Don’t let the color of the batter put you off (fondly referred to as puke-green)!
This is a sweet spice cake made with pureed green chiles. I used fresh roasted 6-4’s (a mild Anaheim hybrid with a slight bite). This cake has a nice, full flavor with a slight heat sensation afterward. Very interesting. I would only use mild chiles in this recipe. Some say it’s addictive.
Afterburner Cake
Prep time
Cook time
Total time
A flavorful spice cake with heat after every bite.
Author: Anita Edge
Recipe type: dessert
Cuisine: Southwest
Serves: 12 servings
Ingredients
- 2 1⁄2 cups all-purpose flour
- 2 cups sugar
- 1 1⁄2 teaspoons baking soda
- 1⁄4 teaspoon baking powder
- 1 1⁄2 teaspoons salt
- 1 teaspoon cinnamon
- 1⁄2 teaspoon cloves
- 1⁄2 teaspoon allspice
- 1 1⁄2 cups green chiles (if using canned, separate the chiles from the liquid before measuring and use the liquid as part of the ⅔ cup milk)

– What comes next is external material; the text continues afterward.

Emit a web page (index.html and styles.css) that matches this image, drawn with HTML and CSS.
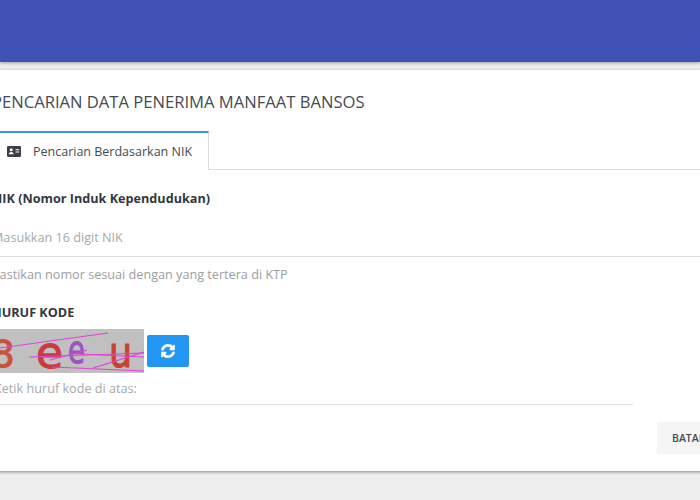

- ⅔ cup milk (or milk combined with chile juice from canned chiles)
- 1⁄2 cup oil
- 2 eggs
Instructions
- Heat oven to 350 degrees. Grease and flour baking pan 13x9x2 inches.
- Put green chiles and milk in blender and puree.
- Measure all ingredients into large mixing bowl.
- Blend 1⁄2 minute on low speed, then 3 minutes on high speed, scraping bowl occasionally.
- Pour into pan. Bake approximately 55-65 minutes or until wooden pick inserted in center comes out clean. Cool.